-- Start of Available data --

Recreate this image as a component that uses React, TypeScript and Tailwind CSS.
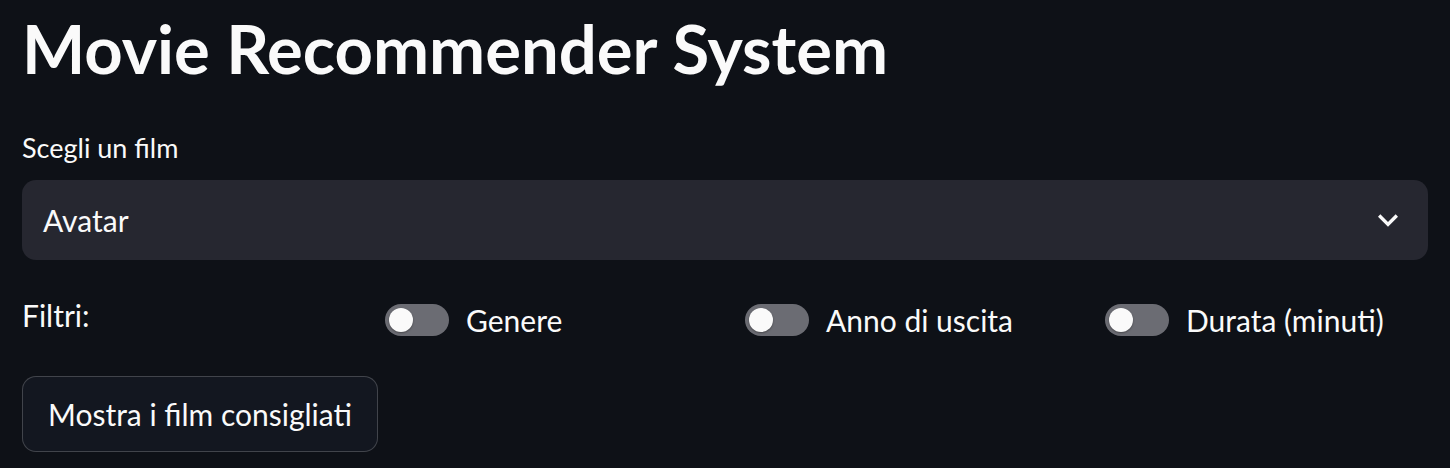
import { useState } from "react";

const FILTERS = ["Genere", "Anno di uscita", "Durata (minuti)"];

function Toggle({ label }: { label: string }) {
  const [on, setOn] = useState(false);
  return (
    <button
      onClick={() => setOn((v) => !v)}
      className="flex h-[50px] items-center gap-[17px] pl-[3px] text-left"
    >
      <span
        className={`flex h-[32px] w-[64px] shrink-0 items-center rounded-full px-[4px] ${
          on ? "justify-end bg-[#ff4b4b]" : "justify-start bg-[#6b6c73]"
        }`}
      >
        <span className="h-[24px] w-[24px] rounded-full bg-[#fafafa] shadow-[0_1px_2px_rgba(0,0,0,0.35)]" />
      </span>
      <span className="text-[30px] leading-[40px]">{label}</span>
    </button>
  );
}

export default function App() {
  return (
    <div
      className="min-h-screen bg-[#0e1117] px-[22px] text-[#fafafa]"
      style={{ fontFamily: "Lato, 'Noto Sans', sans-serif" }}
    >
      <h1 className="pt-[8px] text-[67px] font-bold leading-[80px]">
        Movie Recommender System
      </h1>

      <label className="mt-[44px] block text-[27px] leading-[32px]">
        Scegli un film
      </label>
      <div className="mt-[16px] flex h-[80px] items-center justify-between rounded-[14px] bg-[#262730] pl-[21px] pr-[20px]">
        <span className="text-[30px]">Avatar</span>
        <svg width="40" height="40" viewBox="0 0 24 24" fill="#fafafa">
          <path d="M16.59 8.59L12 13.17 7.41 8.59 6 10l6 6 6-6z" />
        </svg>
      </div>

      <div className="mt-[35px] grid grid-cols-4 gap-x-[34px]">
        <div className="text-[30px] leading-[40px]">Filtri:</div>
        {FILTERS.map((f) => (
          <Toggle key={f} label={f} />
        ))}
      </div>

      <button className="mt-[31px] flex h-[76px] w-[356px] items-center justify-center rounded-[14px] border border-[#fafafa]/20 bg-[#131720] text-[30px]">
        Mostra i film consigliati
      </button>
    </div>
  );
}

-- End of Available data --

What this task involves. Leaving out the pictures, repeat the data above exactly.

Output of the task.
Recreate this image as a component that uses React, TypeScript and Tailwind CSS.
import { useState } from "react";

const FILTERS = ["Genere", "Anno di uscita", "Durata (minuti)"];

function Toggle({ label }: { label: string }) {
  const [on, setOn] = useState(false);
  return (
    <button
      onClick={() => setOn((v) => !v)}
      className="flex h-[50px] items-center gap-[17px] pl-[3px] text-left"
    >
      <span
        className={`flex h-[32px] w-[64px] shrink-0 items-center rounded-full px-[4px] ${
          on ? "justify-end bg-[#ff4b4b]" : "justify-start bg-[#6b6c73]"
        }`}
      >
        <span className="h-[24px] w-[24px] rounded-full bg-[#fafafa] shadow-[0_1px_2px_rgba(0,0,0,0.35)]" />
      </span>
      <span className="text-[30px] leading-[40px]">{label}</span>
    </button>
  );
}

export default function App() {
  return (
    <div
      className="min-h-screen bg-[#0e1117] px-[22px] text-[#fafafa]"
      style={{ fontFamily: "Lato, 'Noto Sans', sans-serif" }}
    >
      <h1 className="pt-[8px] text-[67px] font-bold leading-[80px]">
        Movie Recommender System
      </h1>

      <label className="mt-[44px] block text-[27px] leading-[32px]">
        Scegli un film
      </label>
      <div className="mt-[16px] flex h-[80px] items-center justify-between rounded-[14px] bg-[#262730] pl-[21px] pr-[20px]">
        <span className="text-[30px]">Avatar</span>
        <svg width="40" height="40" viewBox="0 0 24 24" fill="#fafafa">
          <path d="M16.59 8.59L12 13.17 7.41 8.59 6 10l6 6 6-6z" />
        </svg>
      </div>

      <div className="mt-[35px] grid grid-cols-4 gap-x-[34px]">
        <div className="text-[30px] leading-[40px]">Filtri:</div>
        {FILTERS.map((f) => (
          <Toggle key={f} label={f} />
        ))}
      </div>

      <button className="mt-[31px] flex h-[76px] w-[356px] items-center justify-center rounded-[14px] border border-[#fafafa]/20 bg-[#131720] text-[30px]">
        Mostra i film consigliati
      </button>
    </div>
  );
}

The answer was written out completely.